→ **Work required**: Work through the following lines and count those that hold the word "components". Reply with that number only.

→ **Material**:
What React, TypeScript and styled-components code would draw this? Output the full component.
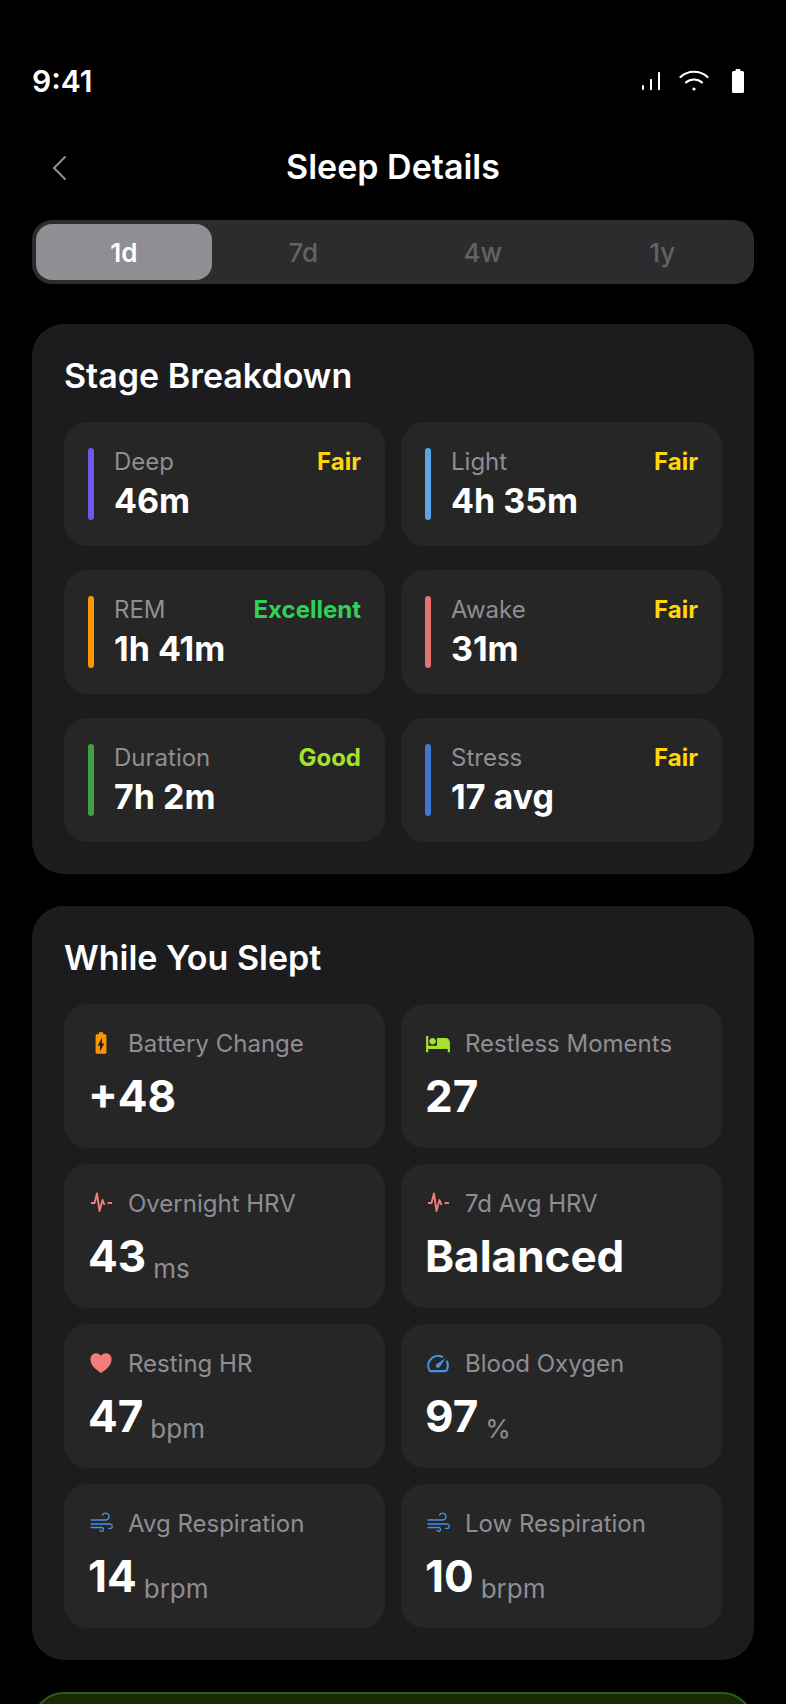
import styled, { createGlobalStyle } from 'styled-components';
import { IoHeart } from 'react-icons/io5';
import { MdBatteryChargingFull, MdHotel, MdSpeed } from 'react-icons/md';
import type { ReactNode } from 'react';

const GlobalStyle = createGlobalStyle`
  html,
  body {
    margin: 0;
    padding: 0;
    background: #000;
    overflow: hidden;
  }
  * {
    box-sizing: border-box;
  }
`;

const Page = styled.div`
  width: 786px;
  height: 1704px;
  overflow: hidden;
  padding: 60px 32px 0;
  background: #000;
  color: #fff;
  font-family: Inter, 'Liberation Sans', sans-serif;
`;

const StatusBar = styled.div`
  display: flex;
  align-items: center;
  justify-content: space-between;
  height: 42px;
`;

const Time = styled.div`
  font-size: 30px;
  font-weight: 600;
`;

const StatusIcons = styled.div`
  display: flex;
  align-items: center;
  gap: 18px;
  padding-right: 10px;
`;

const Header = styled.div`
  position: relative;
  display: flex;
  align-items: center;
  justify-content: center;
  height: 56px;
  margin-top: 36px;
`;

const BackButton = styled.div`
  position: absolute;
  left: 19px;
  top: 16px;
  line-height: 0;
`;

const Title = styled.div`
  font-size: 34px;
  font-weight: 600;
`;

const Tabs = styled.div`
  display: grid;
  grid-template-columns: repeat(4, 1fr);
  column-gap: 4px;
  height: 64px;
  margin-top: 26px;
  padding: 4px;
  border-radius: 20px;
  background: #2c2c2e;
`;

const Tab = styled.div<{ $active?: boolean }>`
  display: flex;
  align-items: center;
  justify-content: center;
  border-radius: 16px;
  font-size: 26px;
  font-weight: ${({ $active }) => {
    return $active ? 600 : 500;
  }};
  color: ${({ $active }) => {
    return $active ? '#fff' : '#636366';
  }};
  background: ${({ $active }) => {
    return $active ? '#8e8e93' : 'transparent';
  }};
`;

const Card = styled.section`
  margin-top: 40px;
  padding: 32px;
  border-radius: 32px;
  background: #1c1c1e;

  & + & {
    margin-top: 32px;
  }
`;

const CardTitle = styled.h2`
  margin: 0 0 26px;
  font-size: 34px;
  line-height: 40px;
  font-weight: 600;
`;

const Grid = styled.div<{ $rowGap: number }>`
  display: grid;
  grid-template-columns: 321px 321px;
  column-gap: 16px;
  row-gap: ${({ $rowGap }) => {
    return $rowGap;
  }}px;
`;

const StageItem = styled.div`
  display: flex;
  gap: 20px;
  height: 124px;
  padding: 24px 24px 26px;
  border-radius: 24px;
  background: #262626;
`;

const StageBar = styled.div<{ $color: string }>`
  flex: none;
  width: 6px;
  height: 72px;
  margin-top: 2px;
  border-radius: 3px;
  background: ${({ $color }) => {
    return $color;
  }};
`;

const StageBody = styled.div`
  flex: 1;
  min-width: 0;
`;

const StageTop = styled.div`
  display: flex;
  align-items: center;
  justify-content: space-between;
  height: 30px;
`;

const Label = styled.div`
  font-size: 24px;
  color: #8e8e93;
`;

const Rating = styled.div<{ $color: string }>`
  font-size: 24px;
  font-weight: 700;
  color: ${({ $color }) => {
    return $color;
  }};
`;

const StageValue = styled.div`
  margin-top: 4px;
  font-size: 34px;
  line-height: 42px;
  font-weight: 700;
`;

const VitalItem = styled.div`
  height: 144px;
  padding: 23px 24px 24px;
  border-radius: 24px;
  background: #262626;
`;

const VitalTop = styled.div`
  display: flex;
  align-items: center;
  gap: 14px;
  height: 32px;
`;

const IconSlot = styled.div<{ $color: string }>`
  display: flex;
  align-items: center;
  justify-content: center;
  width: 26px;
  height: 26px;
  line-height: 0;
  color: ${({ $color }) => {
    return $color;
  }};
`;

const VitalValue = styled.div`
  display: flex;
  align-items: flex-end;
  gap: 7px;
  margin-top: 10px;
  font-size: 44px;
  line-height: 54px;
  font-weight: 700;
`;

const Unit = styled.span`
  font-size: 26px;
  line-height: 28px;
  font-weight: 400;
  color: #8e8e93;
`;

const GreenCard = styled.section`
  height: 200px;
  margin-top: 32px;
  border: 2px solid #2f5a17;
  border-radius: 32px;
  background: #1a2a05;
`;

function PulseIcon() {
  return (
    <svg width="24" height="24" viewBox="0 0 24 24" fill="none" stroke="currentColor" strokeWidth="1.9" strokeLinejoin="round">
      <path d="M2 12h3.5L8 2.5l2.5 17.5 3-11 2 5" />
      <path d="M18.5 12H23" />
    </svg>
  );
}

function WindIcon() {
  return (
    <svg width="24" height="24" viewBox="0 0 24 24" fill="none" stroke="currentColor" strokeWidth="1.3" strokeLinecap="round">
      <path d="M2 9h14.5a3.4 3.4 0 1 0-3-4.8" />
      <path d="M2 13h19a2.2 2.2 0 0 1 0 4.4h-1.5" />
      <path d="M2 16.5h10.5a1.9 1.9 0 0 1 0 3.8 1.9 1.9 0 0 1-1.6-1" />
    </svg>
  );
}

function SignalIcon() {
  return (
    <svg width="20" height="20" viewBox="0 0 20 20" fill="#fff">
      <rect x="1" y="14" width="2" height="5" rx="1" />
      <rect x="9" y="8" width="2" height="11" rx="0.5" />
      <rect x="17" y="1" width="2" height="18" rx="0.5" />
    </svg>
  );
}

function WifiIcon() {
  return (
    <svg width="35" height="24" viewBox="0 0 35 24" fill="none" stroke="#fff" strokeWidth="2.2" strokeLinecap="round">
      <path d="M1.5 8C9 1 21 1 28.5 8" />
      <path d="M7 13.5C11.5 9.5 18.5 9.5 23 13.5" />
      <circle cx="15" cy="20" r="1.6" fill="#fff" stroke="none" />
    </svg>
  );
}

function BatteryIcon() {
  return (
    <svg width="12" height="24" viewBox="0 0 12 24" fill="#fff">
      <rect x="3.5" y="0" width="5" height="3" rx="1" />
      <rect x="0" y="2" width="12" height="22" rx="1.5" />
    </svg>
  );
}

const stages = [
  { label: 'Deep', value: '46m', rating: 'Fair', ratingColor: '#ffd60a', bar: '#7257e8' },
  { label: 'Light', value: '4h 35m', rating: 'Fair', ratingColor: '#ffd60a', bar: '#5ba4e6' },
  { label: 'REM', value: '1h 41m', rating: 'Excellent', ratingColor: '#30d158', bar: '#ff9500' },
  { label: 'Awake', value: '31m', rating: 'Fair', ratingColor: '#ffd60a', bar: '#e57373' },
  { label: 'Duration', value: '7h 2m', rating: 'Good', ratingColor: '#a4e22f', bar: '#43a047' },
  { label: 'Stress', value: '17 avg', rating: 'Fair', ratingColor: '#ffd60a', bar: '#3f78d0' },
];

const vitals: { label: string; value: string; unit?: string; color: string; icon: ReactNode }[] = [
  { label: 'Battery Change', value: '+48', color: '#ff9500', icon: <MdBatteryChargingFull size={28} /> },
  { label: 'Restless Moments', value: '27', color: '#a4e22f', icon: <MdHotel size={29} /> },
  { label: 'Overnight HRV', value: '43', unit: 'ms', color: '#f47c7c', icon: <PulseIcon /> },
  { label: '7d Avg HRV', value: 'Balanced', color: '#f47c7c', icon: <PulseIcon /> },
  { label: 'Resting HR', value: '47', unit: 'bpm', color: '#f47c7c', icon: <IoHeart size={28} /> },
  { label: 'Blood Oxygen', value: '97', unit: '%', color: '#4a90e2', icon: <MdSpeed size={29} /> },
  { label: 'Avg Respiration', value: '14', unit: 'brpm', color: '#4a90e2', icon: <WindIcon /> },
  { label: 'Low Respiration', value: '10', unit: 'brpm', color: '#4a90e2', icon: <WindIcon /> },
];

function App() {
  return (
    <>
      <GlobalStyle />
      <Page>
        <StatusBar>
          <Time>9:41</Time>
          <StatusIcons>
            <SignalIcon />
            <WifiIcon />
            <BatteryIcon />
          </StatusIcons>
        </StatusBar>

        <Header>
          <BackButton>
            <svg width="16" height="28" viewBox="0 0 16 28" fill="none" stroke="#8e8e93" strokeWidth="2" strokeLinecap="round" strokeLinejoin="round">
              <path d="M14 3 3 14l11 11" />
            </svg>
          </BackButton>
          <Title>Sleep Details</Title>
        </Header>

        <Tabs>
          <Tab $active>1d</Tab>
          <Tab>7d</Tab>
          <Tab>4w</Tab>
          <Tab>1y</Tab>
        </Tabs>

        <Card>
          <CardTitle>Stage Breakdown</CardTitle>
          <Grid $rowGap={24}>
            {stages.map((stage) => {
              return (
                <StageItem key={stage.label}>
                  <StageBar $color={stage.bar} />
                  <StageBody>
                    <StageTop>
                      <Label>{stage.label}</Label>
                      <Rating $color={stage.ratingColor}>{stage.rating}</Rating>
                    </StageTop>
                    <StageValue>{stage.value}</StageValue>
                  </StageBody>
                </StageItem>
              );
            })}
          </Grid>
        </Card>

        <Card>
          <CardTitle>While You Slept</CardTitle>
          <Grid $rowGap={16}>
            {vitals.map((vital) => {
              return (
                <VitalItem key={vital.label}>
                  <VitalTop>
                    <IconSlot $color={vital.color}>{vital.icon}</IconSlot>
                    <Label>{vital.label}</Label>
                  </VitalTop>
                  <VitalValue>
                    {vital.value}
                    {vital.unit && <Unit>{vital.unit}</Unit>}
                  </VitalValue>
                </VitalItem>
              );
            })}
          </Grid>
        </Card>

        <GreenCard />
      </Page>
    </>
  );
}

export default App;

→ **Response**: 2